Very likely. But it’s also a 50-50 proposition whether any castaway would actually drink it. Southern Comfort has long borne a double-edged reputation as being both famous and infamous.

The blend of spirits and fruit and spice flavorings is a storied brand, with roots that are believed to go back to the 19th century, and it can be found in nearly every bar in the U.S. Yet it is widely regarded as the drink of unwise youths and undiscriminating palates. The last time it was cool may have been when Janis Joplin made a show of swigging it day and night. (The company thanked her for the free advertising by giving her a fur coat.)

Kevin Richards, the new senior marketing director for Southern Comfort, admitted as much, saying that when Sazerac bought it, the brand was “in danger of losing a lot of relevance in the mind of consumers.”

Sazerac hopes to reverse that. A new-and-improved Southern Comfort will hit the shelves in July, with a redesigned label and bottle. Flavored versions like Lime Comfort and Caramel Comfort will be phased out.

But, most important, Southern Comfort will get back the one ingredient that many people have long assumed it contained: whiskey.

Once upon a time, Southern Comfort did include whiskey, though the complete formula has always been kept a secret. It was created by Martin Heron, purportedly while working at a New Orleans saloon. Over the years, it made hay out of slogans like “None Genuine but Mine” and “the Grand Old Drink of the South.” In 1939, in conjunction with the release of the film “Gone With the Wind,” the company promoted the Scarlett O’Hara cocktail, made of the liqueur, cranberry juice and lime juice.

But by the time Brown-Forman bought the brand in 1979, the kick inside the bottle was provided not by whiskey, but by grain neutral spirit — basically a generic alcohol free of character, not unlike vodka.

“I remember having arguments with bartenders who thought black was blue and swore it had whiskey in it,” Brown said. “We thought, as part of the overall positioning, we would put whiskey in it. And we have.”

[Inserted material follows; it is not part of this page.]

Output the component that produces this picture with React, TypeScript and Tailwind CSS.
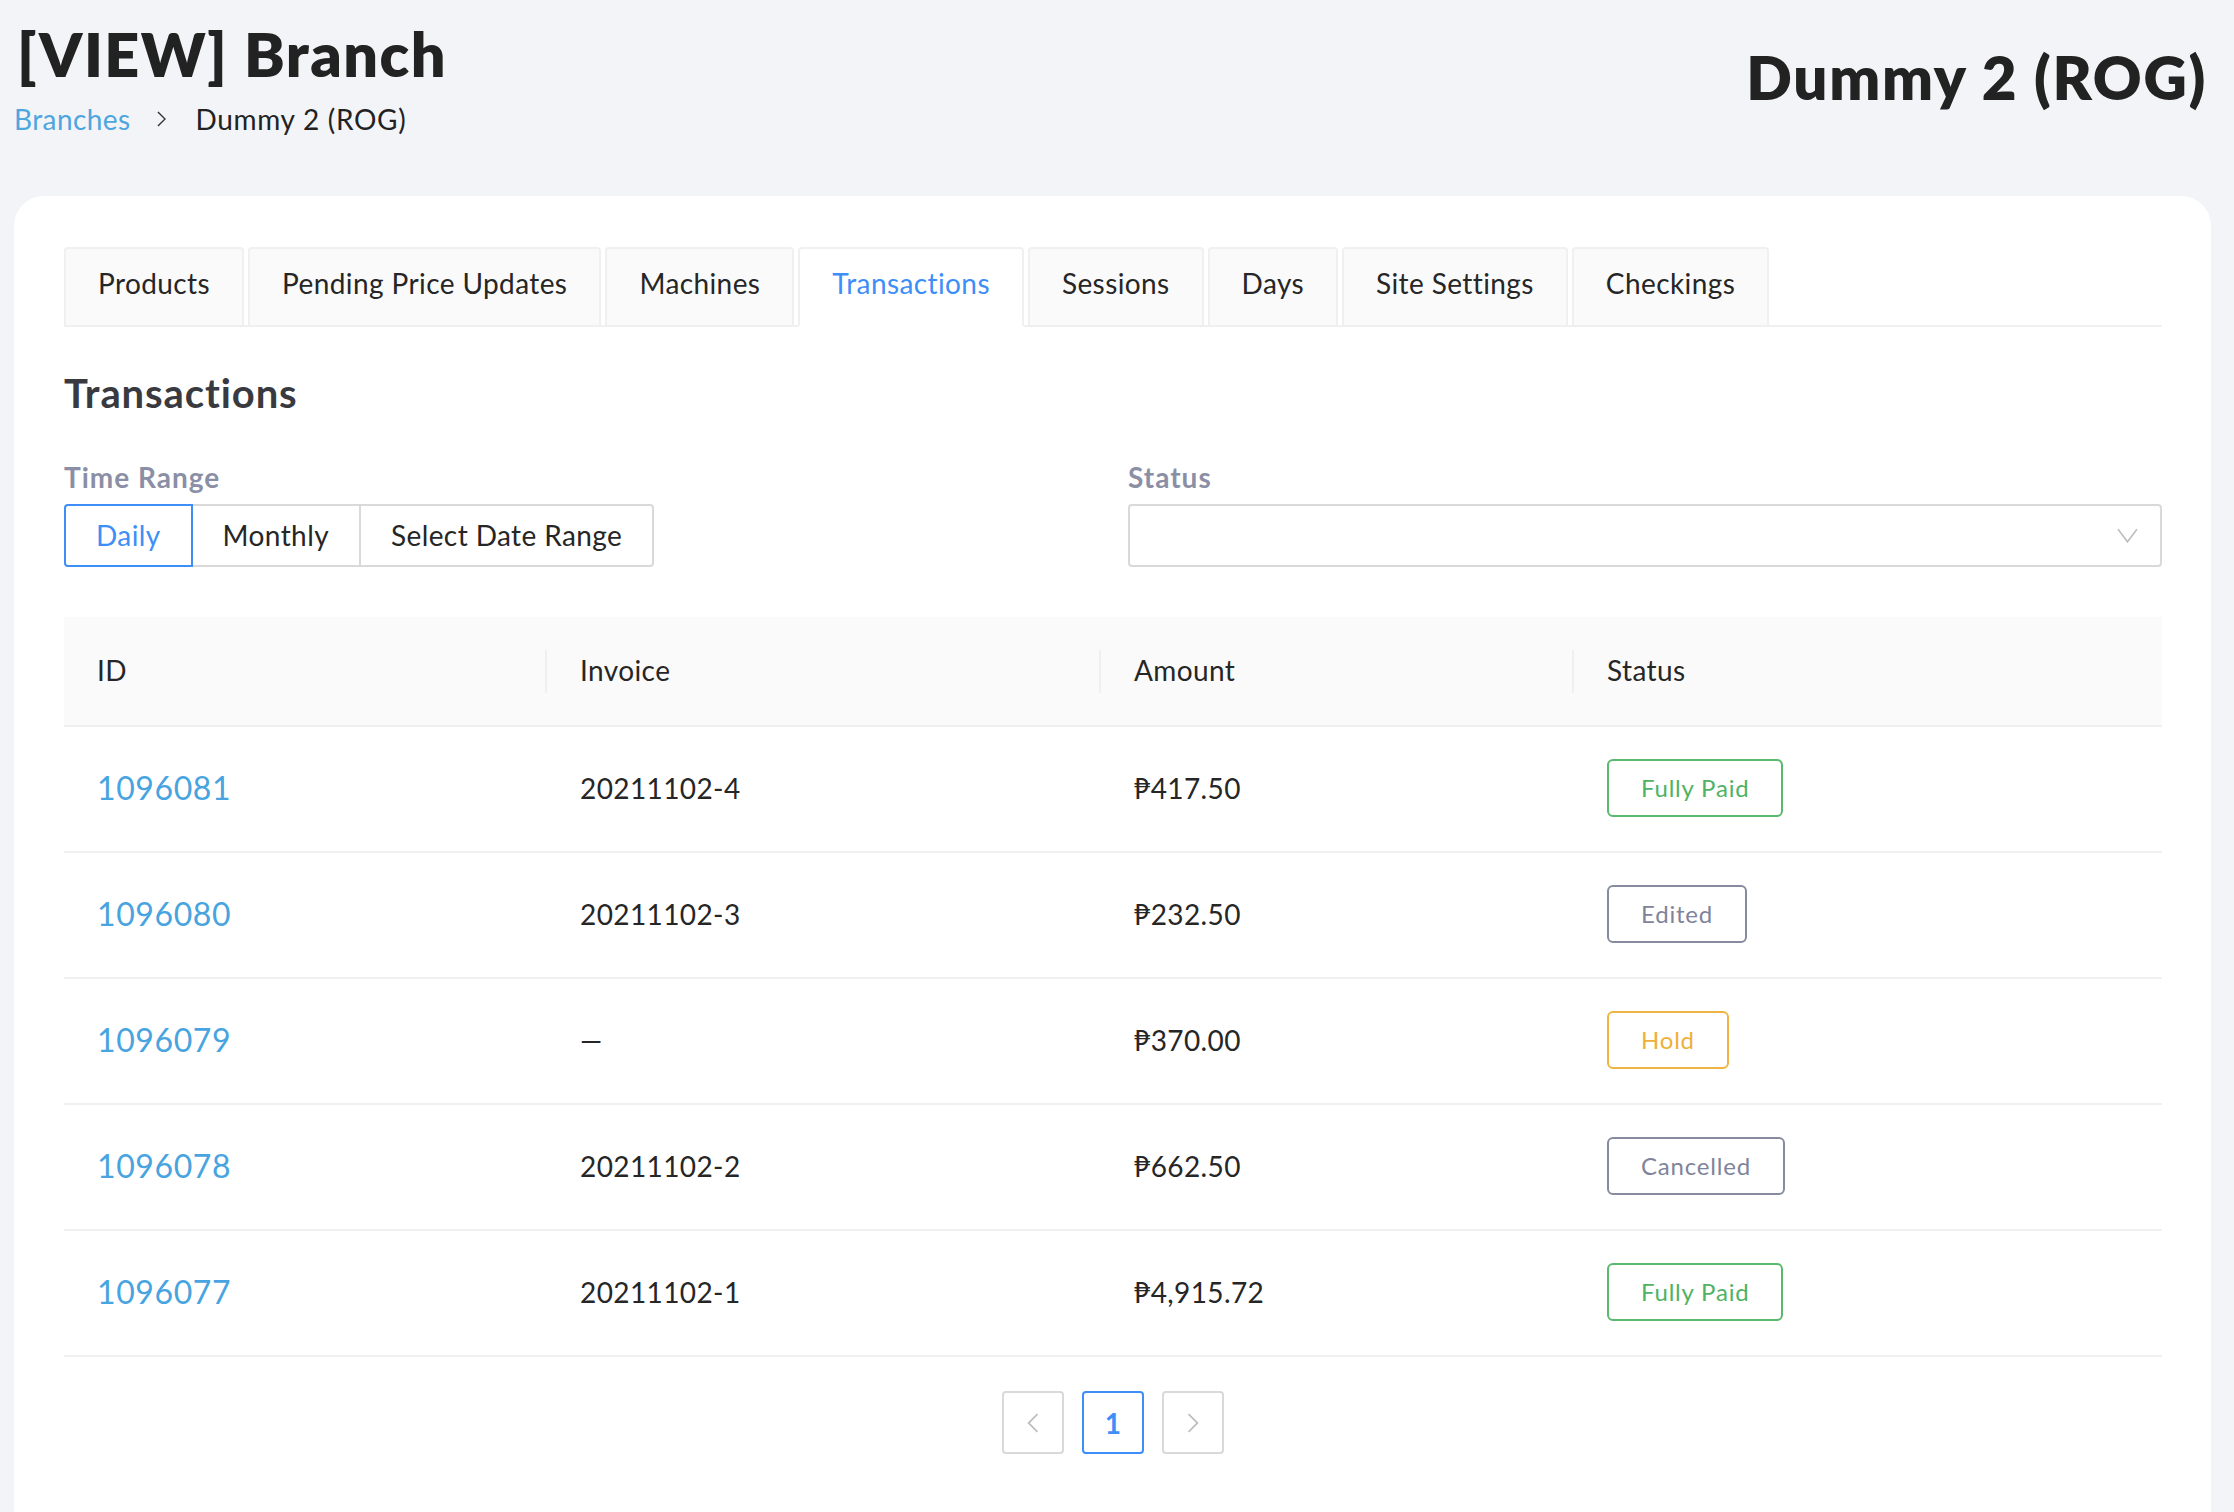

Brown declined to disclose which whiskeys were being used, but said they were all drawn from Sazerac’s stocks of North American whiskey. In addition to the existing 70-proof and 100-proof versions, the company will introduce an 80-proof Southern Comfort that is considerably more whiskey-forward. Sazerac is also working on other whiskey-focused renditions, including Southern Comfort Rye and Southern Comfort Barrel Select.

Sazerac thinks that the drink’s future depends on consumers’ thinking “whiskey” and not “liqueur” when they buy or order it.

“For us, whiskey is the root of the brand and we’re going to embrace that, and not play in that liqueur space,” Richards said.

Sazerac has even played a subtle mind game in giving the 80-proof version a black label, a color favored by another famous whiskey.

“If we’re right between Jack Daniel’s and Jim Beam on the shelf,” Brown said, “that will be fine with us.”